Further, for teamwork, artistic production, and community service, meaningful assessment in short periods of time is clearly out of the question.
In the 1990s, Kentucky considered assessment models that might have met those challenges. We tried portfolios, where students could include work done over sustained periods. We briefly used performance events that required communication and teamwork on hands-on challenges followed by independent individual reporting on results.
Then we dropped those ideas. Performance events were nearly impossible to field test. Portfolio expectations frustrated teachers, parents, and students. We underinvested in professional development, community understanding, and mutual trust. And at the time, we wanted good assessment results to lead to financial rewards and bad ones to put jobs at risk, and none of the designs we tried were precise enough for that kind of work.


A New Idea
Local Evidence Backed by Citizen Engagement

I think we can still achieve the breadth of our goals and standards. To do it, we need stop expecting state assessments to do all the work for us.
Instead, we need to build up local displays and local evaluations of the other kinds of student work we value. That’ll be messy. Identifying strengths and needed improvements in complex work (research, investigations, solutions to problems, and so on) will always invite more debate than standardized tests. That can be okay if we’re committed to working on it, showing each other our efforts, and collaborating to get closer to a shared understanding of what kind of student work measures up.
In multiple places around the state, efforts of this sort are already underway. Districts are building profiles of the graduates they want are defining the expectations. Schools implementing doing project-based learning and sharing out the projects. Jefferson County’s Backpack initiative is working on a systematic approach to students showing some of the capacities they’ve identified as important.
I don’t mean those efforts are perfect. I do mean that perfection is overrated: we’ll do this kind of work better if we expect it to include bumps and potholes and complex questions and long conversations.
I also don’t mean we should drop statewide assessments.

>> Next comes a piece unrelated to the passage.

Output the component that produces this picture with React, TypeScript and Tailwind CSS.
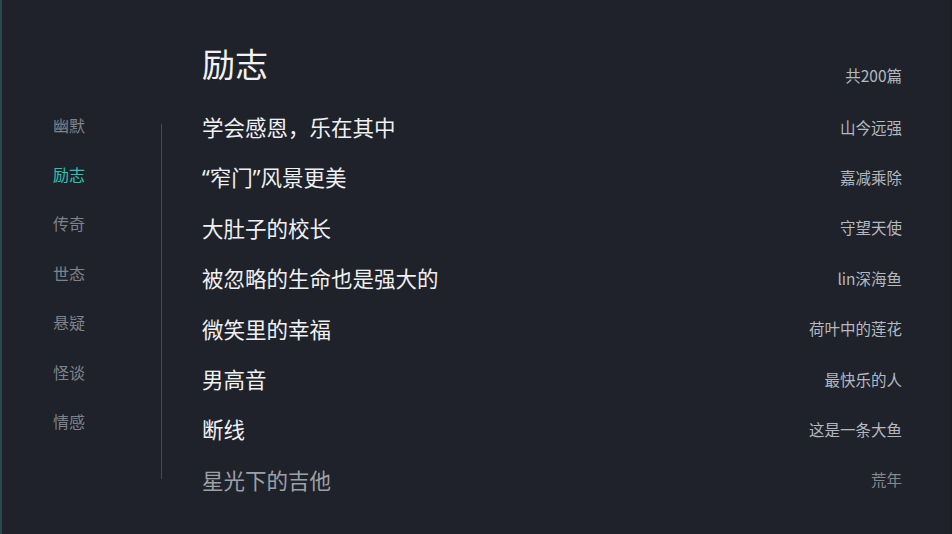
const categories = ["幽默", "励志", "传奇", "世态", "悬疑", "怪谈", "情感"];

const articles = [
  { title: "学会感恩，乐在其中", author: "山今远强" },
  { title: "“窄门”风景更美", author: "嘉减乘除" },
  { title: "大肚子的校长", author: "守望天使" },
  { title: "被忽略的生命也是强大的", author: "lin深海鱼" },
  { title: "微笑里的幸福", author: "荷叶中的莲花" },
  { title: "男高音", author: "最快乐的人" },
  { title: "断线", author: "这是一条大鱼" },
  { title: "星光下的吉他", author: "荒年" },
];

// quotes in the reference are narrow latin ones, not full-width
function Title({ text }: { text: string }) {
  const parts = text.split(/([“”])/);
  return (
    <>
      {parts.map((p, i) =>
        p === "“" || p === "”" ? (
          <span key={i} style={{ fontFamily: '"Noto Sans", sans-serif' }}>
            {p}
          </span>
        ) : (
          <span key={i}>{p}</span>
        )
      )}
    </>
  );
}

export default function App() {
  return (
    <div
      className="w-[952px] h-[534px] bg-[#1f222b] flex border-l-2 border-r-2 border-l-[#2b4a4d] border-r-[#1a1d24] overflow-hidden"
      style={{ fontFamily: '"Noto Sans CJK SC", "Noto Sans", sans-serif' }}
    >
      {/* category sidebar */}
      <div className="w-[159px] shrink-0 pt-[118px]">
        <div className="h-[330px] overflow-hidden">
          <div className="-mt-[18px] pl-[51px]">
            {categories.map((c) => (
              <div
                key={c}
                className={`h-[49.4px] flex items-center text-[16px] ${
                  c === "励志" ? "text-[#2fc2b4]" : "text-[#7e828a]"
                }`}
              >
                {c}
              </div>
            ))}
          </div>
        </div>
      </div>

      <div className="pt-[124px] shrink-0">
        <div className="w-px h-[355px] bg-[#454a56]" />
      </div>

      {/* article list */}
      <div className="flex-1 pl-[40px] pr-[48px] pt-[38px]">
        <div className="flex items-end justify-between">
          <div className="h-[50px] leading-[50px] text-[33px] text-[#f2f2f2]">励志</div>
          <div className="h-[26px] leading-[26px] text-[15.5px] text-[#b4b8bf]">共200篇</div>
        </div>
        <div className="mt-[14px]">
          {articles.map((a, i) => {
            const last = i === articles.length - 1;
            return (
              <div key={a.title} className="h-[50.4px] flex items-center justify-between">
                <span className={`text-[21.5px] ${last ? "text-[#9da0a7]" : "text-[#f0f0f0]"}`}>
                  <Title text={a.title} />
                </span>
                <span className={`text-[15.5px] ${last ? "text-[#858890]" : "text-[#b4b8bf]"}`}>
                  {a.author}
                </span>
              </div>
            );
          })}
        </div>
      </div>
    </div>
  );
}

I do mean we should get their results back into proper perspective, as partial indications of part of what we want students to know and do.
Crucially, educators can’t build and sustain bold efforts on the fullness of Kentucky standards on their own. Other citizens, including parents and neighbors and artists and business leaders, must join in defining, defending, and celebrating the work. That engagement is the best way to build up local commitment and investment in challenges that are as hard as they are important.
Let’s stand up for our full standards. Let’s join hands to make our full expectations happen for our rising generation.